Lo que claramente caracteriza los períodos inflacionarios en la Argentina es su recurrencia

En la encuesta que realiza el Banco Central entre las principales consultoras de plaza, el alza proyectada para el IPC en el año arrojó un 97,6% con una estimación promedio del 5,6% para enero pasado (y cuyos datos se conocerán esta semana) y un crecimiento de la actividad económica de un módico 0,5% anual. Estos datos confirman una sospecha: que la economía argentina entró en un estancamiento víctima de la combinación de la dificultad de abastecerse de insumos importados (por el cepo agravado) y una demanda erosionada por la inflación. Esto, además, expone a la situación a los peligros climáticos (una profundización de la sequía, por ejemplo), cambiarias (dificultades para conseguir el nivel crítico mínimo de reservas) o políticas (una agudización de la puja distributiva) que en todos los casos termina encontrando en la inflación su variable de ajuste.

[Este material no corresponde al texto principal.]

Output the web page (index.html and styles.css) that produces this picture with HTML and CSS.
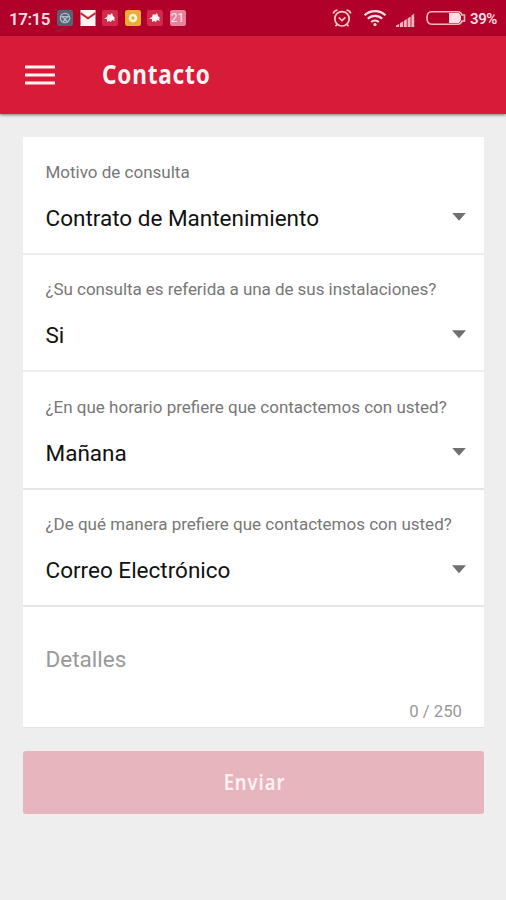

En definitiva, el mejor escenario para el Gobierno es que todo siga más o menos igual: llegar a salvo a la otra orilla que es la transición con la otra administración. No puede aspirar a más, a pesar de que lo sostenga con eslóganes que ya entran en fase de campaña, pero también podría ser visto como un paraguas para enfrentar los ineludibles reclamos de quienes siguen bregando por otro “plan platita”. ¿Cuánta dosis adicional de inflación crónica tiene que suministrarse para reconocer que el descontrol fiscal no es un placebo?